REPUBLIKA.CO.ID, SLEMAN -- Guru besar hukum tata negara, Denny Indrayana, menilai sistem pemilu sangatah variatif. Namun menurutnya pilihan sistem pemilu akan tergantung kondisi Masyarakat.
"Pilihan sistem pemilu akan tergantung kondisi Masyarakat, bagaimana masyarakatnya, bagaimana pendidikannya, bagaimana kesiapannya," kata Denny dalam diskusi bertajuk 'Koalisi, Sistem Pemilu, dan Sistem Presidensial Multi Partai', secara daring, Selasa (17/1/2023).
Menurut Denny seharusnya sistem pemilu di Indonesia tidak bergonta-ganti, melainkan ajeg pada satu sistem pemilihan, maksimalkan kelebihannya dan minimalisasi kekurangannya. Selain itu penting juga untuk menegakan sistem pemilihan yang anti politik uang.
"Bagi saya yang penting yang langsung atau tidak langsung, bagi saya yang penting tidak adanya politik uang, itu yang lebih mendasar," ujarnya.

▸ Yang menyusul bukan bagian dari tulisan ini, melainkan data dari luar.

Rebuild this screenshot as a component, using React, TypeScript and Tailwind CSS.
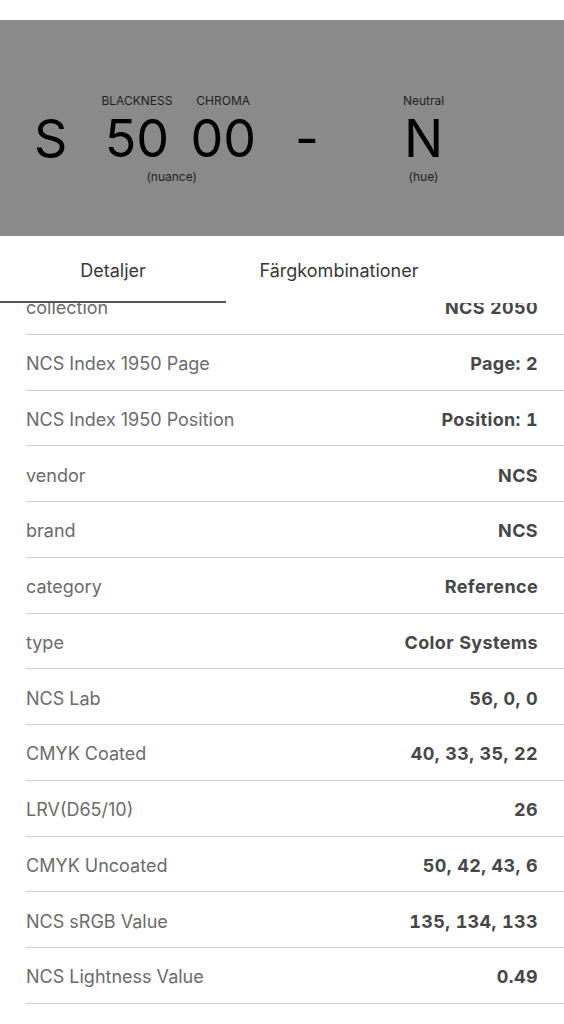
import React, { useState } from "react";

const ROWS: [string, string][] = [
  ["collection", "NCS 2050"],
  ["NCS Index 1950 Page", "Page: 2"],
  ["NCS Index 1950 Position", "Position: 1"],
  ["vendor", "NCS"],
  ["brand", "NCS"],
  ["category", "Reference"],
  ["type", "Color Systems"],
  ["NCS Lab", "56, 0, 0"],
  ["CMYK Coated", "40, 33, 35, 22"],
  ["LRV(D65/10)", "26"],
  ["CMYK Uncoated", "50, 42, 43, 6"],
  ["NCS sRGB Value", "135, 134, 133"],
  ["NCS Lightness Value", "0.49"],
];

const TABS = ["Detaljer", "Färgkombinationer"];

function Label({ children, className = "" }: { children?: React.ReactNode; className?: string }) {
  return <div className={`h-[12px] text-[12px] leading-[12px] text-[#1f1f1f] ${className}`}>{children}</div>;
}

function Big({ children }: { children: React.ReactNode }) {
  return <div className="text-[52px] leading-[64px] text-black">{children}</div>;
}

function Part({ top, value, bottom }: { top?: string; value: string; bottom?: string }) {
  return (
    <div className="flex flex-col items-center">
      <Label>{top}</Label>
      <Big>{value}</Big>
      <Label>{bottom}</Label>
    </div>
  );
}

export default function App() {
  const [tab, setTab] = useState(0);

  return (
    <div className="flex h-[1024px] w-[564px] flex-col overflow-hidden bg-white" style={{ fontFamily: "Inter, 'Noto Sans', sans-serif" }}>
      <div className="h-[20px] bg-white" />
      <div className="flex h-[216px] items-start bg-[#8a8a8a] pl-[34px] pt-[75px]">
        <Part value="S" />
        <div className="ml-[34px] flex flex-col items-center">
          <div className="flex gap-[18px]">
            <div className="flex flex-col items-center">
              <Label>BLACKNESS</Label>
              <Big>50</Big>
            </div>
            <div className="flex flex-col items-center">
              <Label>CHROMA</Label>
              <Big>00</Big>
            </div>
          </div>
          <Label className="mr-[14px]">(nuance)</Label>
        </div>
        <div className="ml-[39px]">
          <Part value="-" />
        </div>
        <div className="ml-[84px]">
          <Part top="Neutral" value="N" bottom="(hue)" />
        </div>
      </div>

      <div className="relative flex-1 overflow-hidden">
        <div className="relative z-10 flex h-[67px] bg-white">
          {TABS.map((t, i) => (
            <button
              key={t}
              onClick={() => setTab(i)}
              className="relative flex w-[226px] items-center justify-center pt-[1px] text-[18px] text-[#383838]"
            >
              {t}
              {tab === i && <span className="absolute bottom-0 left-0 h-[2px] w-full bg-[#555]" />}
            </button>
          ))}
        </div>
        <div className="-mt-[24px]">
          {ROWS.map(([k, v]) => (
            <div key={k} className="ml-[26px] flex h-[55.75px] items-center justify-between border-b border-[#cfcfcf] pr-[26px] pt-[3px]">
              <span className="text-[18px] text-[#6b6b6b]">{k}</span>
              <span className="text-[18px] font-bold tracking-[0.02em] text-[#474747] tabular-nums">{v}</span>
            </div>
          ))}
        </div>
      </div>
    </div>
  );
}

Denny mengatakan politik uang menggerogoti sistem pemilihan baik secara maupun tidak langsung, bahkan dalam semua sistem pemilu di Indonesia. Selain itu Denny juga membandingkan sistem pemilihan di Indonesia dengan sistem pemilihan di Amerika Serikat.
Menurutnya sistem pemilihan di Indonesia memiliki sistem pemilihan lebih langsung, berbeda dengan sistem pemilihan di Amerika Serikat yang menerapkan kemenangan berdasarkan electoral college.
"Direct presidential election adalah salah satu ciri kemurnian presidensial karena dia menguatkan daulat rakyat dan karenanya menurut saya seharusnya ini dikuatkan juga dengan penghapusan presidential election, karena daulat rakyat terdiskon, terdistorsi dengan adanya presidential threshold yang mengebiri kelangsungan pemilhan oleh rakyat menjadi sudah disaring diblokade partai-partai politik yang harus berkoalisi," jelasnya.